Bitbucket is the only product keeping a hybrid model. All other tools will be Cloud-only. This effectively locks enterprises into Atlassian’s SaaS delivery. Boards should weigh the risk of vendor dependency versus the productivity and agility gains from Cloud features.

Atlassian is offering “FastShift” programs, automated migration tools, and custom onboarding. But large customers—especially over 10,000 users—should expect disruption and allocate resources for data mapping, app rationalization, and change management.

CLOUD MIGRATION
35 percent of VMware workloads expected to migrate elsewhere by 2028

VMware is set to lose a large part of its business in the next three years. Gartner predicts that by 2028, 35% of VMware workloads will move elsewhere, with much of the shift driven by hyperscaler customers.

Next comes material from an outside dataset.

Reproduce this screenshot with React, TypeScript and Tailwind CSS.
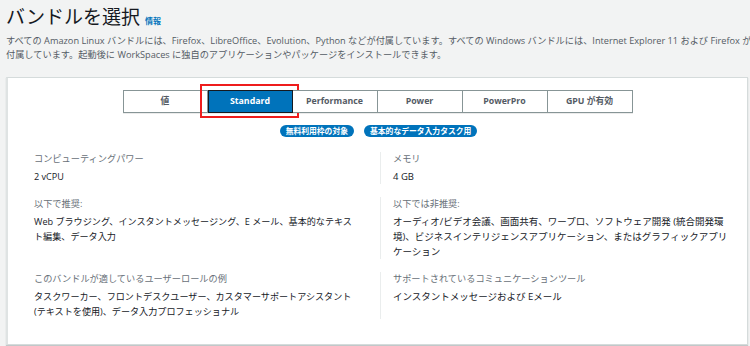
import React from "react";

const font = {
  fontFamily: '"Open Sans", "Noto Sans CJK JP", sans-serif',
};

function Cell({
  label,
  lines,
  border,
}: {
  label: string;
  lines: string[];
  border?: boolean;
}) {
  return (
    <div className={border ? "border-l border-[#eaeded] pl-[12px]" : ""}>
      <div className="text-[9.2px] leading-[14px] text-[#687078] whitespace-nowrap mb-[3px]">
        {label}
      </div>
      {lines.map((l, i) => (
        <div
          key={i}
          className={
            "leading-[15px] text-[#16191f] whitespace-nowrap " +
            (border ? "text-[9.5px]" : "text-[9.1px]")
          }
        >
          {l}
        </div>
      ))}
    </div>
  );
}

export default function App() {
  const tabs = ["値", "Standard", "Performance", "Power", "PowerPro", "GPU が有効"];
  return (
    <div
      className="w-[750px] h-[346px] bg-[#f2f3f3] overflow-hidden"
      style={font}
    >
      <div className="pl-[6px] pt-[4px]">
        <div className="flex items-baseline gap-[5px]">
          <h1 className="text-[19px] leading-[26px] font-normal text-[#16191f]">
            バンドルを選択
          </h1>
          <span className="text-[8px] font-bold text-[#0073bb]">情報</span>
        </div>
        <p className="mt-[4px] text-[9.2px] leading-[14px] text-[#545b64] whitespace-nowrap">
          すべての Amazon Linux バンドルには、Firefox、LibreOffice、Evolution、Python
          などが付属しています。すべての Windows バンドルには、Internet Explorer 11 および
          Firefox が
          <br />
          付属しています。起動後に WorkSpaces
          に独自のアプリケーションやパッケージをインストールできます。
        </p>
      </div>
      <div className="ml-[6px] mr-[2px] mt-[15px] h-[268px] bg-white border border-[#d5dbdb] border-l-2 border-l-[#dfe3e3] shadow-[0_1px_1px_rgba(0,28,36,0.2)]">
        <div className="flex justify-center pt-[12px]">
          <div className="flex shadow-[0_1px_0_rgba(0,0,0,0.08)]">
            {tabs.map((t, i) => {
              const sel = t === "Standard";
              return (
                <div
                  key={t}
                  className={
                    "relative w-[85px] h-[23px] flex items-center justify-center text-[8.8px] font-bold border-y " +
                    (i === 0 ? "border-l " : "") +
                    (sel
                      ? "bg-[#0073bb] text-white border-[#16191f] border-x "
                      : "bg-white text-[#545b64] border-[#879596] border-r ")
                  }
                >
                  {t}
                  {sel && (
                    <div className="absolute -left-[9px] -right-[7px] -top-[7px] -bottom-[6px] border-2 border-[#ee1c1c]" />
                  )}
                </div>
              );
            })}
          </div>
        </div>
        <div className="flex justify-center gap-[10px] mt-[12px] pl-[2px]">
          <span className="h-[12px] px-[6px] rounded-full bg-[#0073bb] text-white text-[7.8px] font-bold leading-[12px]">
            無料利用枠の対象
          </span>
          <span className="h-[12px] px-[6px] rounded-full bg-[#0073bb] text-white text-[7.8px] font-bold leading-[12px]">
            基本的なデータ入力タスク用
          </span>
        </div>
        <div className="grid grid-cols-[346px_1fr] gap-y-[13px] pl-[26px] mt-[15px]">
          <Cell label="コンピューティングパワー" lines={["2 vCPU"]} />
          <Cell label="メモリ" lines={["4 GB"]} border />
          <Cell
            label="以下で推奨:"
            lines={[
              "Web ブラウジング、インスタントメッセージング、E メール、基本的なテキス",
              "ト編集、データ入力",
            ]}
          />
          <Cell
            label="以下では非推奨:"
            lines={[
              "オーディオ/ビデオ会議、画面共有、ワープロ、ソフトウェア開発 (統合開発環",
              "境)、ビジネスインテリジェンスアプリケーション、またはグラフィックアプリ",
              "ケーション",
            ]}
            border
          />
          <Cell
            label="このバンドルが適しているユーザーロールの例"
            lines={[
              "タスクワーカー、フロントデスクユーザー、カスタマーサポートアシスタント",
              "(テキストを使用)、データ入力プロフェッショナル",
            ]}
          />
          <Cell
            label="サポートされているコミュニケーションツール"
            lines={["インスタントメッセージおよび Eメール"]}
            border
          />
        </div>
      </div>
    </div>
  );
}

The change stems from Broadcom’s acquisition of VMware in 2023. Since then, Broadcom has shifted VMware from perpetual licenses to subscription-only, bundled products into pricier packages, and cut down the number of partners allowed to resell its tech. These moves pushed smaller firms to seek other options while favoring bigger enterprises.

A major flashpoint has been VMware’s relationship with hyperscalers like AWS. Broadcom stopped hyperscalers from reselling VMware subscriptions, leaving AWS and others frustrated. Gartner’s view is that hyperscalers will simply use this as an opening to guide customers toward their own native cloud offerings.

Migration isn’t simple. Companies describe VMware exits as slow and expensive. Partial moves can take up to a year, while full migrations stretch beyond three years. Palmer advised that gradual migration may be the practical path for most firms.

This is no longer just a technical decision—it’s a strategic one. VMware is becoming a premium product aimed at large accounts. Leaders must decide whether to double down on VMware under Broadcom’s rules or start a phased exit that positions the business closer to hyperscaler-native environments.